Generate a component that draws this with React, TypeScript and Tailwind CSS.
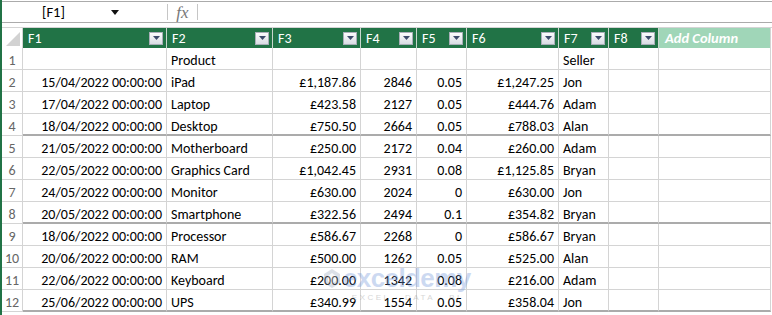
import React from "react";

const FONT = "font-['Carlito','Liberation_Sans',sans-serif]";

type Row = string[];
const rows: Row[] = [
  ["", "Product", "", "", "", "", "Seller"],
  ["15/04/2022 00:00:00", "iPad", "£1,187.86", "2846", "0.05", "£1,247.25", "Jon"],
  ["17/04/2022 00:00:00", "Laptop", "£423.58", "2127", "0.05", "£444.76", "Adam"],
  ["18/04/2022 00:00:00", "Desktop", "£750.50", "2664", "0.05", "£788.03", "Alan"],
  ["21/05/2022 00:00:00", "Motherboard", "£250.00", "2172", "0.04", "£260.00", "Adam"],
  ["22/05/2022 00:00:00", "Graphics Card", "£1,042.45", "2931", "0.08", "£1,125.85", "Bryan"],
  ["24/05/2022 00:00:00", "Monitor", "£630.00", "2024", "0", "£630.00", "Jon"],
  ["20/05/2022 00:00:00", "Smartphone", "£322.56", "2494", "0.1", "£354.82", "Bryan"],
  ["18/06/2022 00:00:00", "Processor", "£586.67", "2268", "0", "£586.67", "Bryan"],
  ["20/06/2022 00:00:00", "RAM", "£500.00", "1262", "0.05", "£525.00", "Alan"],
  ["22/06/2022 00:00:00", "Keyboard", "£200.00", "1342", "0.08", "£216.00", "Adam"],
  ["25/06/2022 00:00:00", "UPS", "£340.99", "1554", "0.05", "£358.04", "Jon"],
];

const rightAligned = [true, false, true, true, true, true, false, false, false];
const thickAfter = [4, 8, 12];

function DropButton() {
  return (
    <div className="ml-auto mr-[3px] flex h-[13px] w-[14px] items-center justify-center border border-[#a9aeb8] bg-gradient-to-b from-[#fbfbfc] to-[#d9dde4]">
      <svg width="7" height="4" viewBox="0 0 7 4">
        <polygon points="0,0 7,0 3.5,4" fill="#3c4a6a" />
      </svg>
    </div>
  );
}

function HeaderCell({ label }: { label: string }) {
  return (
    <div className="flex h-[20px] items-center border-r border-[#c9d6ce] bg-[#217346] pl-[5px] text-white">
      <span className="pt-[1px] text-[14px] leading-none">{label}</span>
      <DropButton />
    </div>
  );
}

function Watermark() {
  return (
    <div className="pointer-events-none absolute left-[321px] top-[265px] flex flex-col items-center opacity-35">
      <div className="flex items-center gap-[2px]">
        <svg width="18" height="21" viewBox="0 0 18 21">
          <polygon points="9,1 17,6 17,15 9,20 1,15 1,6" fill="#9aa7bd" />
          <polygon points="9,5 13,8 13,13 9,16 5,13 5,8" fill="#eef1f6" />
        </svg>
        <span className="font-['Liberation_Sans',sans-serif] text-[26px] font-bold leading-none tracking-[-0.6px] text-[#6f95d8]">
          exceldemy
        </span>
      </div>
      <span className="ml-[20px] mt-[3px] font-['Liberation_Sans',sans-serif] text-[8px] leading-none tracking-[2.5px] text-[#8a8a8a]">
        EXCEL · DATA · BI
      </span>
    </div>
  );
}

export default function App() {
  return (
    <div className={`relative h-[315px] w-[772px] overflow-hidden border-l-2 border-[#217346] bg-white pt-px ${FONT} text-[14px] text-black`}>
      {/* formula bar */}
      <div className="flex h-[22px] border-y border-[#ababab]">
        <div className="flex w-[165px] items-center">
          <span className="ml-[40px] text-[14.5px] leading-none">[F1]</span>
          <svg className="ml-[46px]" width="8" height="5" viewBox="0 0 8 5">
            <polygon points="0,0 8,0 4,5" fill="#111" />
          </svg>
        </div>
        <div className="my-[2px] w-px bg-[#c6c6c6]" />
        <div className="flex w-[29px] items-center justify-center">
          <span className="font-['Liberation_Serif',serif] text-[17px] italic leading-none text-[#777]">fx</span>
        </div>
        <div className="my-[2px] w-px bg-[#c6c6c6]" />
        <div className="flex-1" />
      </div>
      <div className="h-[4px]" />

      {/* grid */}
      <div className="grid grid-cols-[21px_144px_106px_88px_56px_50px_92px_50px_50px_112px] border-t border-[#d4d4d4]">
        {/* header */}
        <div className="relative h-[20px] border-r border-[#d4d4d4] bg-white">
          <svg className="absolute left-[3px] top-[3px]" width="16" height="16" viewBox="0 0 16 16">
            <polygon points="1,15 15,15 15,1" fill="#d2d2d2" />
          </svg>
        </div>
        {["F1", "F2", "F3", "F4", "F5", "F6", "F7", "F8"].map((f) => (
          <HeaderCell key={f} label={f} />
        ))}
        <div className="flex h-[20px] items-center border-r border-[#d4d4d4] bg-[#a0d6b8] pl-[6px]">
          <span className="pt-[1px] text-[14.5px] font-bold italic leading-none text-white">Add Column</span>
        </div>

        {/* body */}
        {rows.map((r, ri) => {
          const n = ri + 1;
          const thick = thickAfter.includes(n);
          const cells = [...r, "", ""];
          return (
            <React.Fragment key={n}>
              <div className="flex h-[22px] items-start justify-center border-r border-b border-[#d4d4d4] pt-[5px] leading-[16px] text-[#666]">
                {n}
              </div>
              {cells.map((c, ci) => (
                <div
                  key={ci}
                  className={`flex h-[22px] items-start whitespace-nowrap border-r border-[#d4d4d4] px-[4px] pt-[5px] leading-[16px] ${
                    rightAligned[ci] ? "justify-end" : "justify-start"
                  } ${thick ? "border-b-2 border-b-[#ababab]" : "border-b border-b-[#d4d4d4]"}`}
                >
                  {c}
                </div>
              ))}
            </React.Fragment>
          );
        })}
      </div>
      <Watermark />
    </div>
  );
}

----

Restate the whole of the material word for word without the pictures.

Generate a component that draws this with React, TypeScript and Tailwind CSS.
import React from "react";

const FONT = "font-['Carlito','Liberation_Sans',sans-serif]";

type Row = string[];
const rows: Row[] = [
  ["", "Product", "", "", "", "", "Seller"],
  ["15/04/2022 00:00:00", "iPad", "£1,187.86", "2846", "0.05", "£1,247.25", "Jon"],
  ["17/04/2022 00:00:00", "Laptop", "£423.58", "2127", "0.05", "£444.76", "Adam"],
  ["18/04/2022 00:00:00", "Desktop", "£750.50", "2664", "0.05", "£788.03", "Alan"],
  ["21/05/2022 00:00:00", "Motherboard", "£250.00", "2172", "0.04", "£260.00", "Adam"],
  ["22/05/2022 00:00:00", "Graphics Card", "£1,042.45", "2931", "0.08", "£1,125.85", "Bryan"],
  ["24/05/2022 00:00:00", "Monitor", "£630.00", "2024", "0", "£630.00", "Jon"],
  ["20/05/2022 00:00:00", "Smartphone", "£322.56", "2494", "0.1", "£354.82", "Bryan"],
  ["18/06/2022 00:00:00", "Processor", "£586.67", "2268", "0", "£586.67", "Bryan"],
  ["20/06/2022 00:00:00", "RAM", "£500.00", "1262", "0.05", "£525.00", "Alan"],
  ["22/06/2022 00:00:00", "Keyboard", "£200.00", "1342", "0.08", "£216.00", "Adam"],
  ["25/06/2022 00:00:00", "UPS", "£340.99", "1554", "0.05", "£358.04", "Jon"],
];

const rightAligned = [true, false, true, true, true, true, false, false, false];
const thickAfter = [4, 8, 12];

function DropButton() {
  return (
    <div className="ml-auto mr-[3px] flex h-[13px] w-[14px] items-center justify-center border border-[#a9aeb8] bg-gradient-to-b from-[#fbfbfc] to-[#d9dde4]">
      <svg width="7" height="4" viewBox="0 0 7 4">
        <polygon points="0,0 7,0 3.5,4" fill="#3c4a6a" />
      </svg>
    </div>
  );
}

function HeaderCell({ label }: { label: string }) {
  return (
    <div className="flex h-[20px] items-center border-r border-[#c9d6ce] bg-[#217346] pl-[5px] text-white">
      <span className="pt-[1px] text-[14px] leading-none">{label}</span>
      <DropButton />
    </div>
  );
}

function Watermark() {
  return (
    <div className="pointer-events-none absolute left-[321px] top-[265px] flex flex-col items-center opacity-35">
      <div className="flex items-center gap-[2px]">
        <svg width="18" height="21" viewBox="0 0 18 21">
          <polygon points="9,1 17,6 17,15 9,20 1,15 1,6" fill="#9aa7bd" />
          <polygon points="9,5 13,8 13,13 9,16 5,13 5,8" fill="#eef1f6" />
        </svg>
        <span className="font-['Liberation_Sans',sans-serif] text-[26px] font-bold leading-none tracking-[-0.6px] text-[#6f95d8]">
          exceldemy
        </span>
      </div>
      <span className="ml-[20px] mt-[3px] font-['Liberation_Sans',sans-serif] text-[8px] leading-none tracking-[2.5px] text-[#8a8a8a]">
        EXCEL · DATA · BI
      </span>
    </div>
  );
}

export default function App() {
  return (
    <div className={`relative h-[315px] w-[772px] overflow-hidden border-l-2 border-[#217346] bg-white pt-px ${FONT} text-[14px] text-black`}>
      {/* formula bar */}
      <div className="flex h-[22px] border-y border-[#ababab]">
        <div className="flex w-[165px] items-center">
          <span className="ml-[40px] text-[14.5px] leading-none">[F1]</span>
          <svg className="ml-[46px]" width="8" height="5" viewBox="0 0 8 5">
            <polygon points="0,0 8,0 4,5" fill="#111" />
          </svg>
        </div>
        <div className="my-[2px] w-px bg-[#c6c6c6]" />
        <div className="flex w-[29px] items-center justify-center">
          <span className="font-['Liberation_Serif',serif] text-[17px] italic leading-none text-[#777]">fx</span>
        </div>
        <div className="my-[2px] w-px bg-[#c6c6c6]" />
        <div className="flex-1" />
      </div>
      <div className="h-[4px]" />

      {/* grid */}
      <div className="grid grid-cols-[21px_144px_106px_88px_56px_50px_92px_50px_50px_112px] border-t border-[#d4d4d4]">
        {/* header */}
        <div className="relative h-[20px] border-r border-[#d4d4d4] bg-white">
          <svg className="absolute left-[3px] top-[3px]" width="16" height="16" viewBox="0 0 16 16">
            <polygon points="1,15 15,15 15,1" fill="#d2d2d2" />
          </svg>
        </div>
        {["F1", "F2", "F3", "F4", "F5", "F6", "F7", "F8"].map((f) => (
          <HeaderCell key={f} label={f} />
        ))}
        <div className="flex h-[20px] items-center border-r border-[#d4d4d4] bg-[#a0d6b8] pl-[6px]">
          <span className="pt-[1px] text-[14.5px] font-bold italic leading-none text-white">Add Column</span>
        </div>

        {/* body */}
        {rows.map((r, ri) => {
          const n = ri + 1;
          const thick = thickAfter.includes(n);
          const cells = [...r, "", ""];
          return (
            <React.Fragment key={n}>
              <div className="flex h-[22px] items-start justify-center border-r border-b border-[#d4d4d4] pt-[5px] leading-[16px] text-[#666]">
                {n}
              </div>
              {cells.map((c, ci) => (
                <div
                  key={ci}
                  className={`flex h-[22px] items-start whitespace-nowrap border-r border-[#d4d4d4] px-[4px] pt-[5px] leading-[16px] ${
                    rightAligned[ci] ? "justify-end" : "justify-start"
                  } ${thick ? "border-b-2 border-b-[#ababab]" : "border-b border-b-[#d4d4d4]"}`}
                >
                  {c}
                </div>
              ))}
            </React.Fragment>
          );
        })}
      </div>
      <Watermark />
    </div>
  );
}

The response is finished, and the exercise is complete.